Still lifes and interior scenes were centre stage in the work of Margaret Olley, who had a career of more than 60 years. Floral bouquets, precisely arranged fruit and ceramic objects, and evocative domestic settings all capture the intimate texture of her everyday life, recorded brilliantly in oils and acrylics. A consummate portraitist, the artist herself can be seen in several of her paintings, perhaps reflected in a mirror or otherwise positioned unobtrusively. Olley’s carefully composed scenes – strikingly coloured and yet calm in their considered expression – have always made her works popular with critics and the public alike. Olley was also the subject of two Archibald Prize winning portraits.

While Olley was primarily a painter of still lifes, John Perceval has greater renown for his landscapes and ceramics, including an intriguing series of ceramic angels, than for his still lifes. In an homage to Van Gogh, however, he painted several iterations of sunflowers, experimenting with colour variation. Recovering from polio as a teenager, Perceval followed his passion for painting by learning from the great European masters through studying their published works in books.
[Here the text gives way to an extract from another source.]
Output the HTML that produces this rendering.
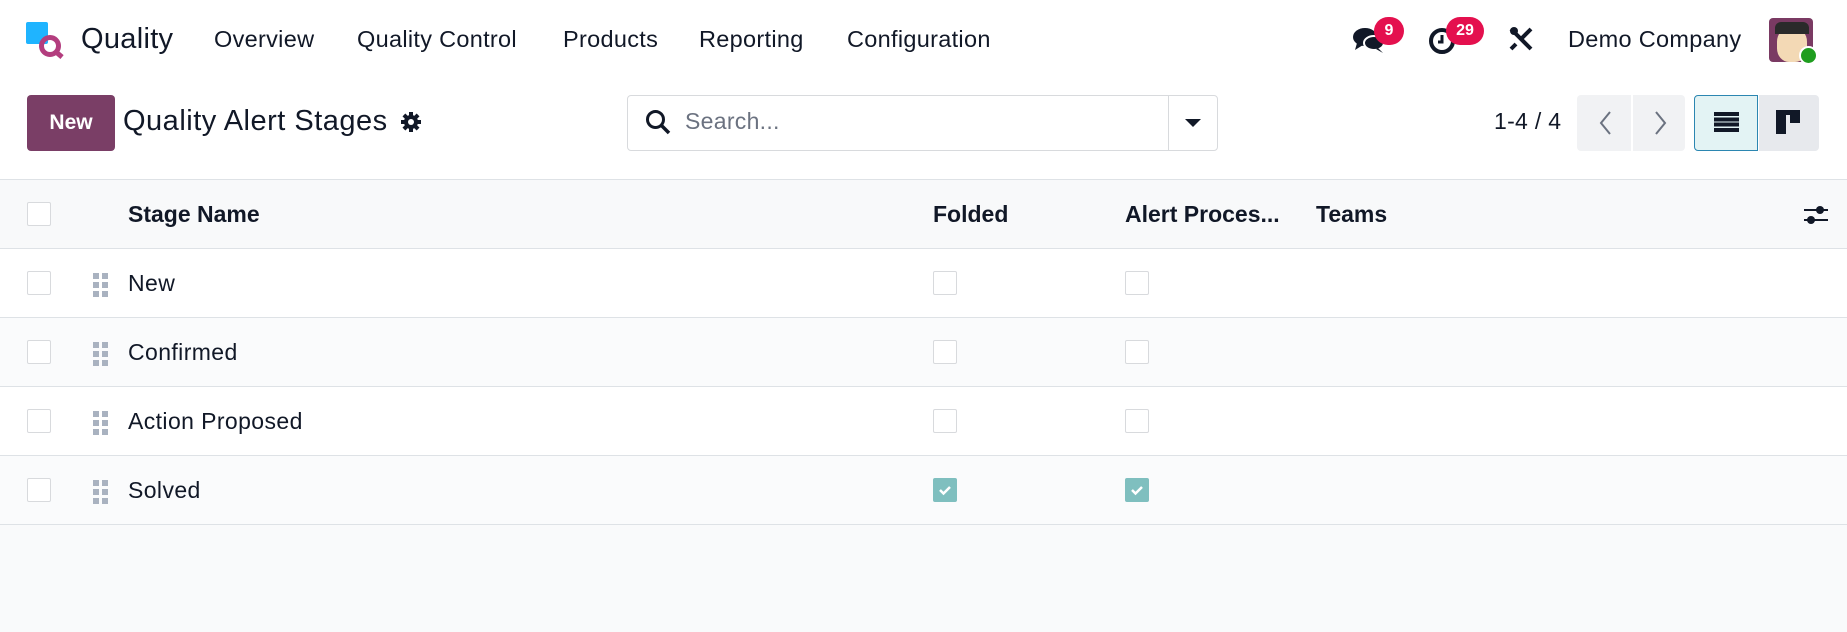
<!DOCTYPE html>
<html><head><meta charset="utf-8"><style>
*{box-sizing:border-box;margin:0;padding:0}
body{width:1847px;height:632px;background:#f9fafb;font-family:"Liberation Sans",sans-serif;color:#111827;position:relative;overflow:hidden}
.a{position:absolute}
.nav{left:0;top:0;width:1847px;height:80px;background:#fff}
.ni{top:26px;font-size:23.5px;white-space:nowrap;letter-spacing:0.3px}
.cp{left:0;top:80px;width:1847px;height:99px;background:#fff}
.tbl{left:0;top:179px;width:1847px}
.row{position:absolute;left:0;width:1847px;height:69px;border-bottom:1.5px solid #dee2e6}
.cb{position:absolute;width:24px;height:24px;border:1px solid #d8dadd;background:#fff;border-radius:2px}
.txt{position:absolute;font-size:23px;top:21px;letter-spacing:0.4px}
.chk{background:#7fbfbf;border-color:#7fbfbf}
.h{position:absolute;display:grid;grid-template-columns:6px 6px;gap:3px;left:93px;top:24px}
.h i{width:6px;height:6px;background:#a9b2c0;display:block}
</style></head><body>
<div class="a nav"></div>
<div class="a" style="left:26px;top:22px;width:22px;height:22px;background:#1fb4ff;border-radius:2px"></div>
<div class="a" style="left:39px;top:35px;width:22px;height:22px;border:5px solid #b33d7e;border-radius:50%"></div>
<div class="a" style="left:55px;top:52px;width:8px;height:5px;background:#b33d7e;transform:rotate(40deg)"></div>
<div class="a ni" style="left:81px;top:23px;font-size:29px">Quality</div>
<div class="a ni" style="left:214px">Overview</div>
<div class="a ni" style="left:357px">Quality Control</div>
<div class="a ni" style="left:563px">Products</div>
<div class="a ni" style="left:699px">Reporting</div>
<div class="a ni" style="left:847px">Configuration</div>
<svg class="a" style="left:1352px;top:26px" width="34" height="28" viewBox="0 0 34 28"><ellipse cx="13" cy="11" rx="12" ry="9" fill="#111827"/><path d="M5 17 L3 24 L11 19Z" fill="#111827"/><ellipse cx="22" cy="17" rx="10" ry="7" fill="#111827" stroke="#fff" stroke-width="2"/><path d="M26 22 L31 27 L24 23Z" fill="#111827"/></svg>
<div class="a" style="left:1374px;top:17px;width:30px;height:28px;border-radius:14px;background:#e4104e;color:#fff;font-weight:bold;font-size:16px;text-align:center;line-height:28px">9</div>
<svg class="a" style="left:1428px;top:26px" width="30" height="30" viewBox="0 0 30 30"><circle cx="14" cy="15" r="11" fill="none" stroke="#111827" stroke-width="4"/><path d="M14 9v7h-4" stroke="#111827" stroke-width="3" fill="none"/></svg>
<div class="a" style="left:1446px;top:17px;width:38px;height:28px;border-radius:14px;background:#e4104e;color:#fff;font-weight:bold;font-size:16px;text-align:center;line-height:28px">29</div>
<svg class="a" style="left:1508px;top:26px" width="26" height="26" viewBox="0 0 26 26"><path d="M3 3 L23 23 M23 3 L12 14 M3 23 L8 18" stroke="#111827" stroke-width="4" fill="none"/><circle cx="6" cy="5" r="4" fill="#111827"/></svg>
<div class="a ni" style="left:1568px">Demo Company</div>
<div class="a" style="left:1769px;top:18px;width:44px;height:44px;border-radius:4px;background:#7a3a63;overflow:hidden"><div style="position:absolute;left:8px;top:10px;width:30px;height:34px;background:#f3d9b5;border-radius:40%"></div><div style="position:absolute;left:6px;top:4px;width:34px;height:12px;background:#2a2a2a;border-radius:6px 6px 0 0"></div></div>
<div class="a" style="left:1799px;top:46px;width:19px;height:19px;border-radius:50%;background:#1f9d1f;border:2px solid #fff"></div>

<div class="a cp"></div>
<div class="a" style="left:27px;top:95px;width:88px;height:56px;background:#7a3e66;border-radius:4px;color:#fff;font-weight:bold;font-size:21px;text-align:center;line-height:56px">New</div>
<div class="a" style="left:123px;top:105px;font-size:29px;letter-spacing:0.5px">Quality Alert Stages</div>
<svg class="a" style="left:400px;top:111px" width="22" height="22" viewBox="0 0 22 22"><g fill="#111827"><circle cx="11" cy="11" r="7"/><rect x="9" y="1" width="4" height="20"/><rect x="1" y="9" width="20" height="4"/><rect x="9" y="1" width="4" height="20" transform="rotate(45 11 11)"/><rect x="9" y="1" width="4" height="20" transform="rotate(-45 11 11)"/></g><circle cx="11" cy="11" r="3" fill="#fff"/></svg>
<div class="a" style="left:627px;top:95px;width:591px;height:56px;border:1px solid #d8dadd;border-radius:4px;background:#fff"></div>
<svg class="a" style="left:645px;top:109px" width="26" height="26" viewBox="0 0 26 26"><circle cx="10.5" cy="10.5" r="8" fill="none" stroke="#111827" stroke-width="3"/><path d="M16.5 16.5 L24 24" stroke="#111827" stroke-width="3.5"/></svg>
<div class="a" style="left:685px;top:108px;font-size:23px;color:#6b7280;letter-spacing:0.3px">Search...</div>
<div class="a" style="left:1168px;top:96px;width:1px;height:54px;background:#d8dadd"></div>
<div class="a" style="left:1185px;top:119px;border-left:8px solid transparent;border-right:8px solid transparent;border-top:8px solid #111827"></div>
<div class="a" style="left:1494px;top:108px;font-size:23px;letter-spacing:0.3px">1-4 / 4</div>
<div class="a" style="left:1577px;top:95px;width:108px;height:56px;background:#f1f2f4;border-radius:4px"></div>
<div class="a" style="left:1631px;top:95px;width:2px;height:56px;background:#fff"></div>
<svg class="a" style="left:1593px;top:108px" width="80" height="30" viewBox="0 0 80 30"><path d="M17 4 L8 15 L17 26" stroke="#6b7280" stroke-width="2" fill="none"/><path d="M63 4 L72 15 L63 26" stroke="#6b7280" stroke-width="2" fill="none"/></svg>
<div class="a" style="left:1694px;top:95px;width:64px;height:56px;background:#e3f3f4;border:1.5px solid #2b86b1;border-radius:4px 0 0 4px"></div>
<div class="a" style="left:1759px;top:95px;width:60px;height:56px;background:#e7e9ed;border-radius:0 4px 4px 0"></div>
<div class="a" style="left:1714px;top:112px;width:25px;height:20px;background:repeating-linear-gradient(#111827 0 4px,transparent 4px 5.3px)"></div>
<div class="a" style="left:1776px;top:110px;width:10px;height:24px;background:#111827"></div>
<div class="a" style="left:1776px;top:110px;width:24px;height:5px;background:#111827"></div>
<div class="a" style="left:1790px;top:110px;width:10px;height:13px;background:#111827"></div>

<div class="a tbl">
<div class="row" style="top:0;height:70px;background:#f8f9fa;border-top:1px solid #dee2e6">
<div class="cb" style="left:27px;top:22px"></div>
<div class="txt" style="left:128px;font-weight:bold;letter-spacing:0">Stage Name</div>
<div class="txt" style="left:933px;font-weight:bold;letter-spacing:0">Folded</div>
<div class="txt" style="left:1125px;font-weight:bold;letter-spacing:0">Alert Proces...</div>
<div class="txt" style="left:1316px;font-weight:bold;letter-spacing:0">Teams</div>
<svg style="position:absolute;left:1803px;top:22px" width="26" height="26" viewBox="0 0 26 26"><path d="M1 8h24M1 18h24" stroke="#111827" stroke-width="2"/><circle cx="17" cy="8" r="4" fill="#111827"/><circle cx="8" cy="18" r="4" fill="#111827"/></svg>
</div>
<div class="row" style="top:70px;background:#fff"><div class="cb" style="left:27px;top:22px"></div><div class="h"><i></i><i></i><i></i><i></i><i></i><i></i></div><div class="txt" style="left:128px">New</div><div class="cb" style="left:933px;top:22px"></div><div class="cb" style="left:1125px;top:22px"></div></div>
<div class="row" style="top:139px;background:#fafbfc"><div class="cb" style="left:27px;top:22px"></div><div class="h"><i></i><i></i><i></i><i></i><i></i><i></i></div><div class="txt" style="left:128px">Confirmed</div><div class="cb" style="left:933px;top:22px"></div><div class="cb" style="left:1125px;top:22px"></div></div>
<div class="row" style="top:208px;background:#fff"><div class="cb" style="left:27px;top:22px"></div><div class="h"><i></i><i></i><i></i><i></i><i></i><i></i></div><div class="txt" style="left:128px">Action Proposed</div><div class="cb" style="left:933px;top:22px"></div><div class="cb" style="left:1125px;top:22px"></div></div>
<div class="row" style="top:277px;background:#fafbfc"><div class="cb" style="left:27px;top:22px"></div><div class="h"><i></i><i></i><i></i><i></i><i></i><i></i></div><div class="txt" style="left:128px">Solved</div>
<div class="cb chk" style="left:933px;top:22px"><svg width="22" height="22" viewBox="0 0 22 22"><path d="M6 11 L9.5 14.5 L16 8" stroke="#fff" stroke-width="2.5" fill="none"/></svg></div>
<div class="cb chk" style="left:1125px;top:22px"><svg width="22" height="22" viewBox="0 0 22 22"><path d="M6 11 L9.5 14.5 L16 8" stroke="#fff" stroke-width="2.5" fill="none"/></svg></div></div>
</div>
</body></html>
Perceval and his likeminded Melbourne contemporaries, including Arthur Boyd, Sidney Nolan, Albert Tucker and Clifton Pugh, rebelled against the traditionalists and were members of the counter-establishment Contemporary Art Society. A leading Australian painter of landscapes during the 1950s and 1960s, Perceval produced his critically acclaimed Williamstown Series and Gaffney Creek Landscapes in the 1950s. In 1960, he was joint winner of the prestigious Wynne Prize for landscape art, with the painting titled Dairy Farm.